I wondered the same thing. Fiji is listed with 2 recipients (last I checked Fiji's annual quota was 600).
Excellent way of drawing attention to the subject! Kudos.
Might be interesting to explore the option of adding a beautiful data vis on the home page to capture the user's attention from the get-go. Looking at the sub pages you're obviously skilled enough at creating fascinating visualizations.
Are these across all LPR categories—i.e. employment based, family based, DV, asylum, etc.? The numbers make me inclined to think not, but I can't find any explanation on the website of what it covers.
If you ever get the chance I would consider redoing the graphs using https://dc-js.github.io/dc.js/ Being able to interact with data by clicking on graphs can make a massive difference to the way you can interrogate data. Kudos though.
Search fields don't appear to work properly (Safari on OS X) - if you key in a full search (title, city, state) and hit 'refine' it puts the title in all three fields while showing you everything, not just search results. Interesting site though - I want to find me :)
So reading into India's stats, there was dip in 2013 followed by a rise to maximum GC applications by indians ever? Is there a way to tell how many of those were upgrades? that would be interesting because then you can tell how many might just be repetitions.
The dates in this dataset are "decision" date, not the application date.

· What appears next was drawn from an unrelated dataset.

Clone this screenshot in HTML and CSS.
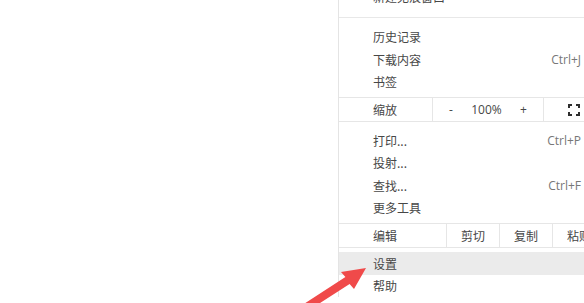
FILE: index.html
```html
<!DOCTYPE html>
<html lang="zh">
<head>
<meta charset="utf-8">
<link rel="stylesheet" href="styles.css">
</head>
<body>
<div class="menu">
  <div class="item"><span>新建无痕窗口</span></div>
  <div class="sep"></div>
  <div class="item"><span>历史记录</span></div>
  <div class="item"><span>下载内容</span><span class="key">Ctrl+J</span></div>
  <div class="item"><span>书签</span></div>
  <div class="row zoomrow">
    <div class="zlabel">缩放</div>
    <div class="zctrl"><span>-</span><span>100%</span><span>+</span></div>
    <div class="zfull">
      <svg width="12" height="12" viewBox="0 0 12 12" fill="none" stroke="#2e2e2e" stroke-width="2">
        <path d="M1 4V1h3M8 1h3v3M11 8v3H8M4 11H1V8"/>
      </svg>
    </div>
  </div>
  <div class="item"><span>打印...</span><span class="key">Ctrl+P</span></div>
  <div class="item"><span>投射...</span></div>
  <div class="item"><span>查找...</span><span class="key">Ctrl+F</span></div>
  <div class="item"><span>更多工具</span></div>
  <div class="row editrow">
    <div class="elabel">编辑</div>
    <div class="ecell">剪切</div>
    <div class="ecell">复制</div>
    <div class="ecell">粘贴</div>
  </div>
  <div class="item active"><span>设置</span></div>
  <div class="item"><span>帮助</span></div>
</div>
<svg class="arrow" width="584" height="303" viewBox="0 0 584 303">
  <polygon fill="#f04a4a" points="366,268 341,272 345.4,277.1 302.9,304.6 307.1,311.4 349.6,283.9 354,289"/>
</svg>
</body>
</html>
```
FILE: styles.css
```css
html, body {
  margin: 0;
  padding: 0;
  background: #ffffff;
  overflow: hidden;
  width: 584px;
  height: 303px;
}
body {
  position: relative;
  font-family: "Noto Sans CJK SC", "Noto Sans", sans-serif;
  font-size: 12px;
  color: #474747;
}
.menu {
  margin-left: 338px;
  margin-top: -15px;
  width: 270px;
  border-left: 1px solid #e4e4e4;
  background: #ffffff;
}
.item {
  height: 22.5px;
  display: flex;
  align-items: center;
  justify-content: space-between;
  padding: 0 28px 0 34px;
  white-space: nowrap;
}
.item.active {
  background: #ebebeb;
}
.key {
  color: #777777;
  font-family: "Open Sans", "Noto Sans", sans-serif;
}
.sep {
  height: 1px;
  background: #e8e8e8;
  margin: 9px 0 8px;
}
.row {
  display: flex;
  height: 23px;
  border-top: 1px solid #e6e6e6;
  border-bottom: 1px solid #e6e6e6;
  align-items: stretch;
}
.zoomrow {
  margin: 4px 0 7px;
}
.editrow {
  margin: 4px 0 4px;
}
.zlabel {
  width: 94px;
  box-sizing: border-box;
  padding-left: 34px;
  border-right: 1px solid #e6e6e6;
  display: flex;
  align-items: center;
}
.zctrl {
  width: 111px;
  box-sizing: border-box;
  padding: 0 16px;
  display: flex;
  align-items: center;
  justify-content: space-between;
  border-right: 1px solid #e6e6e6;
  font-family: "Open Sans", "Noto Sans", sans-serif;
}
.zfull {
  display: flex;
  align-items: center;
  padding-left: 24px;
}
.elabel {
  width: 108px;
  box-sizing: border-box;
  padding-left: 34px;
  border-right: 1px solid #e6e6e6;
  display: flex;
  align-items: center;
}
.ecell {
  width: 53px;
  box-sizing: border-box;
  border-right: 1px solid #e6e6e6;
  display: flex;
  align-items: center;
  justify-content: center;
}
.arrow {
  position: absolute;
  left: 0;
  top: 0;
  pointer-events: none;
}
```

In that year, there was a fast forward movement in backlog of India's GC application... Green cards have a per country cap-- at the end of fiscal year, USCIS can use the "unused" GC quota of other countries for the backlogged countries. This is why you see that "priority date" for India stays at a fixed place (e.g., 2005 for EB2 India) for most of the year, and then suddenly moves forward at the end of fiscal year.
The data provided is not perfect so i'm still working on cleaning it but it should give you an idea of what is going on.
If you have any questions, feel free to ask.